(Filed 14 April, 1943.)
1. Bills and Notes § 10d: Banks and Banking § 8a —
The payee of an unaccepted, uncertified check has no right of action against the bank upon which the check is drawn, for he is in no position to allege a breach of legal duty and no action at law can be maintained except there is shown to have been a failure in the performance of some legal duty. C. S., 3171.
2. Bills and Notes § 10a: Banks and Banking § 8a —
The drawer of a check on a bank may maintain an action against the bank for breach of contract to honor his check.
3. Pleadings §§ 13 1/2, 15 —
Demurrer is to test the sufficiency of a pleading, admitting for the purpose the truth of factual averments well stated and such relevant inferences as may be deduced therefrom, but it does not admit any legal inferences or conclusions of law asserted by the pleader. C. S., 511 (6).
4. Banks and Banking § 8a: Bills and Notes § 27: Negligence § 19a —
Where complaint, in an action for damages, alleges that a bank negligently refused to pay a check, given on it by a policyholder to an insurance company in payment of a policy premium, and induced the company by careless misrepresentations to decline to pay the policy, in consequence of which the company suffered damages in litigation over the policy, a demurrer was properly sustained, as the proximate cause of the company's loss was not the negligence of the bank but the independent act of the company in refusing to pay the insurance.
5. Negligence § 5 —
Proximate cause requires a continuous and unbroken sequence of events, and where the original wrong only becomes injurious in consequence of the intervention of some distinct wrongful act or omission on the part of another or others, the injury is to be imputed to the second wrong as the proximate cause, and not to the first, or more remote cause.
APPEAL by plaintiff from Grady, Emergency Judge, at May Term, 1942, of LENOIR.
Smith, Wharton Jordan for plaintiff, appellant.
F. E. Wallace for defendant Bank, appellee.
John G. Dawson for defendants Stadiem, appellees.
Civil action in tort to recover damages for alleged wrongful refusal to honor check, and in contract to recover the amount of the check.
The complaint, in substance, alleges:
1. That on 3 September, 1933, the plaintiff issued to David P. Cauley a certificate of insurance under a group policy taken out by the Federal Postal Employees Association in the face value of $3,000, and payable to Ruth Sutton Cauley, wife of the insured, as beneficiary.
2. That in August, 1939, the insured mailed to the Federal Employees Postal Association, collecting agent for the plaintiff, a check for $21.38, drawn on the First-Citizens Bank and Trust Company (Kinston, N.C.), in payment of the semiannual premium due on his certificate of insurance 1 August, 1939.
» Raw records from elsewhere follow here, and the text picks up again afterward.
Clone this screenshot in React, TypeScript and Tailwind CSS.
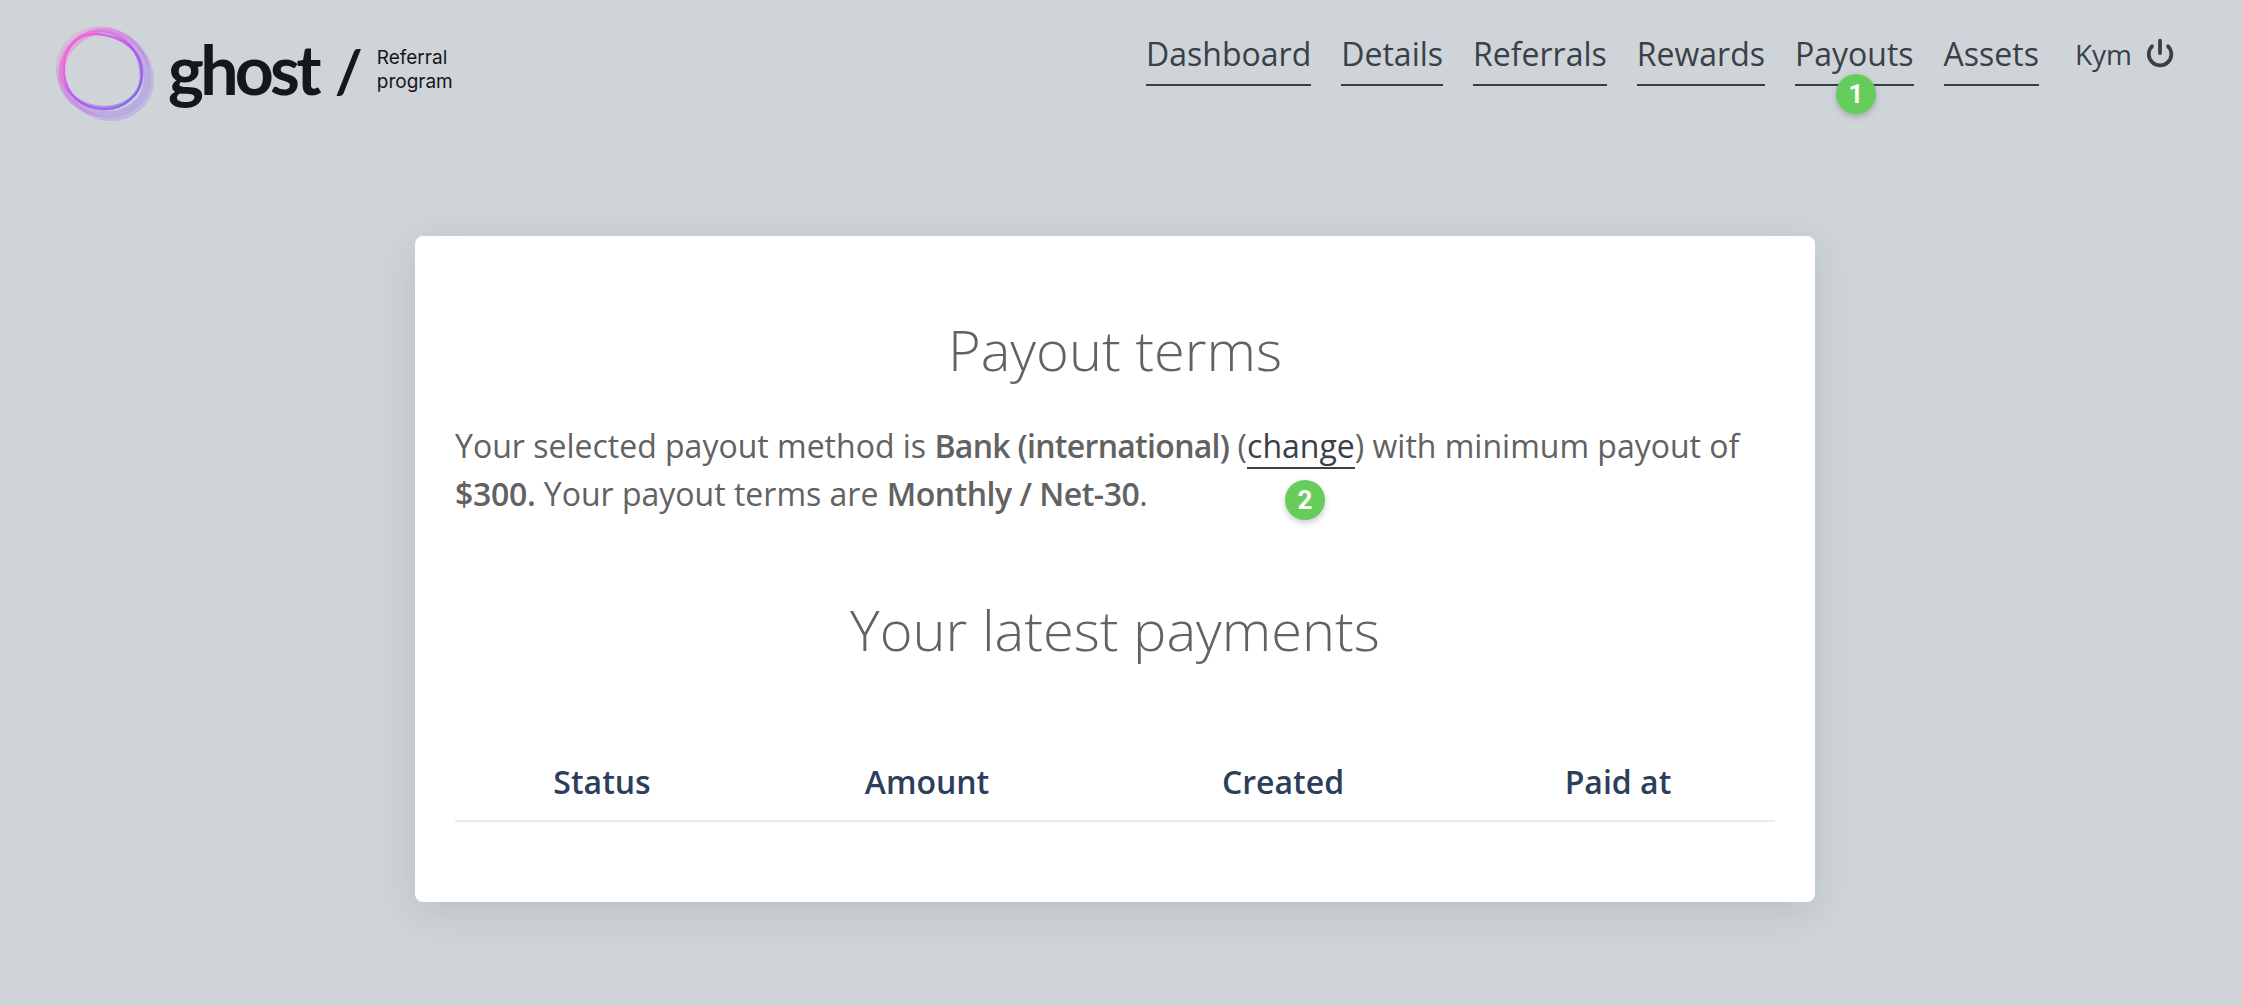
import { Power } from "lucide-react";

const navItems = ["Dashboard", "Details", "Referrals", "Rewards", "Payouts", "Assets"];
const columns = [
  { label: "Status", width: "w-[294px]" },
  { label: "Amount", width: "w-[356px]" },
  { label: "Created", width: "w-[356px]" },
  { label: "Paid at", width: "w-[314px]" },
];

function Badge({ n }: { n: number }) {
  return (
    <span className="absolute flex h-10 w-10 items-center justify-center rounded-full bg-[#66cc5c] font-['Roboto',sans-serif] text-[26px] font-bold text-white shadow-[0_3px_6px_rgba(0,0,0,0.2)]">
      {n}
    </span>
  );
}

function GhostRing() {
  return (
    <svg width="100" height="96" viewBox="0 0 100 96" fill="none" className="shrink-0">
      <defs>
        <linearGradient id="ring" x1="0.05" y1="0.1" x2="0.95" y2="0.9">
          <stop offset="0%" stopColor="#fb5fd2" />
          <stop offset="50%" stopColor="#c04cf0" />
          <stop offset="100%" stopColor="#7a5cf4" />
        </linearGradient>
      </defs>
      <path d="M9 48C7 26 20 8 42 9C68 11 88 26 87 50C87 70 68 85 48 84C26 83 11 70 9 48Z" stroke="url(#ring)" strokeOpacity="0.85" strokeWidth="2.5" />
      <path d="M6 44C7 22 24 5 47 6C72 9 86 28 86 52C85 71 68 83 47 82C26 81 5 66 6 44Z" stroke="url(#ring)" strokeOpacity="0.55" strokeWidth="2.5" />
      <path d="M3 40C5 18 25 1 50 4C74 7 96 27 97 55C97 78 76 96 52 94C26 91 1 66 3 40Z" stroke="url(#ring)" strokeOpacity="0.22" strokeWidth="4" />
      <path d="M6 50C6 24 30 4 54 6C78 12 93 30 92 56C91 76 72 91 50 89C28 87 6 72 6 50Z" stroke="url(#ring)" strokeOpacity="0.32" strokeWidth="7" />
    </svg>
  );
}

export default function App() {
  return (
    <div className="min-h-[1006px] bg-[#cfd4d9] font-['Open_Sans',sans-serif]">
      <header className="flex h-[236px] items-start justify-between pl-[55px] pr-[67px]">
        <div className="mt-[25px] flex items-center">
          <GhostRing />
          <span className="mb-[8px] ml-[13px] font-['Lato',sans-serif] text-[68px] font-bold leading-none tracking-[-0.055em] text-[#15171a]">
            ghost
          </span>
          <span className="mb-[6px] ml-[17px] font-['Lato',sans-serif] text-[60px] font-bold leading-none text-[#15171a]">/</span>
          <span className="mb-[6px] ml-[14px] w-[90px] font-['Inter',sans-serif] text-[19px] leading-[24px] text-[#15171a]">
            Referral program
          </span>
        </div>
        <nav className="mt-[31px] flex items-start">
          <div className="flex gap-[30px]">
            {navItems.map((item) => (
              <a
                key={item}
                className="relative flex h-[55px] items-start justify-center border-b-2 border-[#394047] text-[32px] font-normal leading-[46px] text-[#394047]"
              >
                {item}
                {item === "Payouts" && (
                  <span className="absolute left-[41px] top-[43px]">
                    <Badge n={1} />
                  </span>
                )}
              </a>
            ))}
          </div>
          <span className="ml-[36px] text-[28px] font-normal leading-[46px] text-[#394047]">Kym</span>
          <Power className="ml-[13px] mt-[7px] h-[30px] w-[30px] text-[#394047]" strokeWidth={3} />
        </nav>
      </header>

      <main className="ml-[415px] h-[666px] w-[1400px] rounded-lg bg-white px-[40px] pt-[78px] shadow-[0_10px_40px_rgba(0,0,0,0.1)]">
        <h2 className="text-center text-[56px] font-light leading-[70px] text-[#626262]">Payout terms</h2>
        <p className="mt-[38px] text-[32px] font-normal leading-[48px] text-[#626262]">
          Your selected payout method is <strong className="font-semibold tracking-[-0.7px]">Bank (international)</strong> (
          <a className="relative border-b-2 border-[#394047] text-[#394047]">
            change
            <span className="absolute left-[38px] top-[56px]">
              <Badge n={2} />
            </span>
          </a>
          ) with minimum payout of <strong className="font-semibold tracking-[-0.3px]">$300.</strong> Your payout terms are{" "}
          <strong className="font-semibold tracking-[-0.5px]">Monthly / Net-30</strong>.
        </p>
        <h2 className="mt-[76px] text-center text-[56px] font-light leading-[70px] text-[#626262]">Your latest payments</h2>
        <table className="mt-[94px] w-full table-fixed">
          <thead>
            <tr className="border-b-2 border-[#eaeaea]">
              {columns.map((col) => (
                <th key={col.label} className={`${col.width} pb-[14px] text-center text-[32px] font-semibold leading-[48px] text-[#2c3e5c]`}>
                  {col.label}
                </th>
              ))}
            </tr>
          </thead>
        </table>
      </main>
    </div>
  );
}
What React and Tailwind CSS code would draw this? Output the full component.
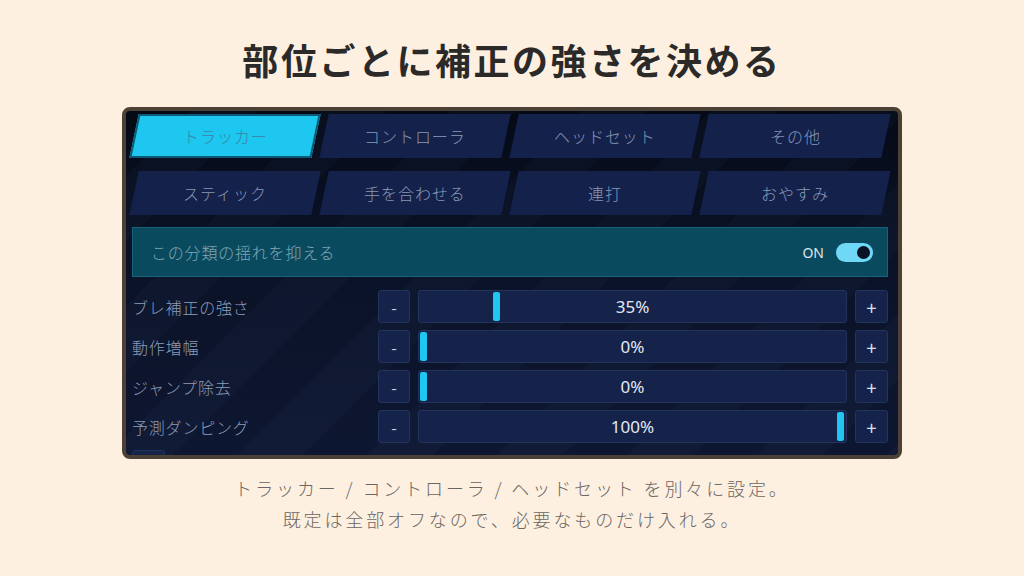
import React, { useState } from "react";

const TABS = [
  "トラッカー",
  "コントローラ",
  "ヘッドセット",
  "その他",
  "スティック",
  "手を合わせる",
  "連打",
  "おやすみ",
];

const SLIDERS = [
  { label: "ブレ補正の強さ", value: "35%", pos: 0.175 },
  { label: "動作増幅", value: "0%", pos: 0 },
  { label: "ジャンプ除去", value: "0%", pos: 0 },
  { label: "予測ダンピング", value: "100%", pos: 1 },
];

const jp = { fontFamily: '"Noto Sans CJK JP", "Noto Sans", sans-serif' };

const SliderRow = ({ label, value, pos }) => (
  <div className="flex items-center h-[33px] shrink-0">
    <div className="w-[238px] text-[16px] font-light tracking-[0.05em] text-[#8d9cba]">{label}</div>
    <button className="ml-2 w-[32px] h-[33px] rounded-[3px] bg-[#15234a] border border-[#22335e] text-[#c9d3e6] text-[16px] leading-none">
      -
    </button>
    <div className="relative ml-2 flex-1 h-[33px] rounded-[3px] bg-[#15234a] border border-[#22335e] flex items-center justify-center">
      <span
        className="text-[17px] text-[#e3e8f2]"
        style={{ fontFamily: '"Noto Sans", sans-serif' }}
      >
        {value}
      </span>
      <div
        className="absolute top-[1px] w-[7px] h-[29px] rounded-[2px] bg-[#1fc6ef]"
        style={{ left: `calc(${pos} * (100% - 10px) + 1px)` }}
      />
    </div>
    <button className="ml-2 w-[33px] h-[33px] rounded-[3px] bg-[#15234a] border border-[#22335e] text-[#dfe5f0] text-[18px] leading-none">
      +
    </button>
  </div>
);

export default function App() {
  const [active, setActive] = useState(0);
  const [on, setOn] = useState(true);

  return (
    <div className="w-[1024px] h-[576px] bg-[#fdf0e1] flex flex-col items-center" style={jp}>
      <h1 className="pt-[34px] text-[36px] leading-[50px] font-bold tracking-[0.07em] text-[#2b2a29]">
        部位ごとに補正の強さを決める
      </h1>

      <div className="mt-[23px] w-[780px] h-[352px] rounded-[8px] border-4 border-[#4b4135] overflow-hidden bg-[image:repeating-linear-gradient(135deg,rgba(255,255,255,0)_0px,rgba(255,255,255,0)_46px,rgba(120,150,220,0.03)_46px,rgba(120,150,220,0.03)_92px),linear-gradient(to_bottom,#050a16_0%,#0a1226_40%,#0e1731_100%)]">
        <div className="h-full pl-[6px] pr-[10px] pt-[3px] flex flex-col">
          <div className="grid grid-cols-4 gap-x-2 gap-y-[13px] px-[2px]">
            {TABS.map((t, i) => (
              <button
                key={t}
                onClick={() => setActive(i)}
                className={
                  i === active
                    ? "-skew-x-12 h-[44px] bg-[#1dc7f0] border-2 border-[#0d5a76] flex items-center justify-center"
                    : "-skew-x-12 h-[44px] bg-[#14214a] flex items-center justify-center"
                }
              >
                <span
                  className={
                    i === active
                      ? "skew-x-12 text-[16px] font-light tracking-[0.06em] text-[#3d83a5]"
                      : "skew-x-12 text-[16px] font-light tracking-[0.06em] text-[#8698b8]"
                  }
                >
                  {t}
                </span>
              </button>
            ))}
          </div>

          <div className="mt-[12px] h-[50px] shrink-0 bg-[#0a4a5e] border border-[#16627a] flex items-center justify-between pl-[18px] pr-[14px]">
            <span className="text-[16px] font-light tracking-[0.05em] text-[#7fa6b8]">この分類の揺れを抑える</span>
            <div className="flex items-center gap-[12px]">
              <span
                className="text-[14px] text-[#dde7ee]"
                style={{ fontFamily: '"Noto Sans", sans-serif' }}
              >
                {on ? "ON" : "OFF"}
              </span>
              <button
                onClick={() => setOn(!on)}
                className="w-[37px] h-[19px] rounded-full bg-[#6fd8f6] flex items-center justify-end pr-[3px]"
              >
                <span className="w-[13px] h-[13px] rounded-full bg-[#0a1224]" />
              </button>
            </div>
          </div>

          <div className="mt-[13px] flex flex-col gap-[7px]">
            {SLIDERS.map((s) => (
              <SliderRow key={s.label} {...s} />
            ))}
            <div className="w-[33px] h-[33px] shrink-0 rounded-[3px] bg-[#15234a] border border-[#22335e]" />
          </div>
        </div>
      </div>

      <div className="mt-[14px] text-center text-[18px] font-light leading-[31px] tracking-[0.16em] text-[#6b6661]">
        <p>トラッカー / コントローラ / ヘッドセット を別々に設定。</p>
        <p>既定は全部オフなので、必要なものだけ入れる。</p>
      </div>
    </div>
  );
}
3. That on 1 September, 1939, the insured deposited with the defendant, First-Citizens Bank Trust Company, the sum of $21.38 "for the specific and sole purpose of covering the $21.38 premium check . . . and David P. Cauley instructed the agents and employees of the defendant bank that said funds were to be held solely for such purpose, thereby creating a special deposit."
4. That theretofore, on 13 July, 1939, the said David P. Cauley had drawn a check on the Branch Bank Trust Company (Kinston, N.C.) for $5.25, payable to the order of H. Stadiem; that this check was written in pencil, signed "D. P. Cauley," and was delivered to the manager of the business known as "H. Stadiem" and agent of the defendant, Mrs. Yettie Stadiem, with the understanding and agreement "that said check would not be presented to the bank upon which it was drawn or any other bank for payment."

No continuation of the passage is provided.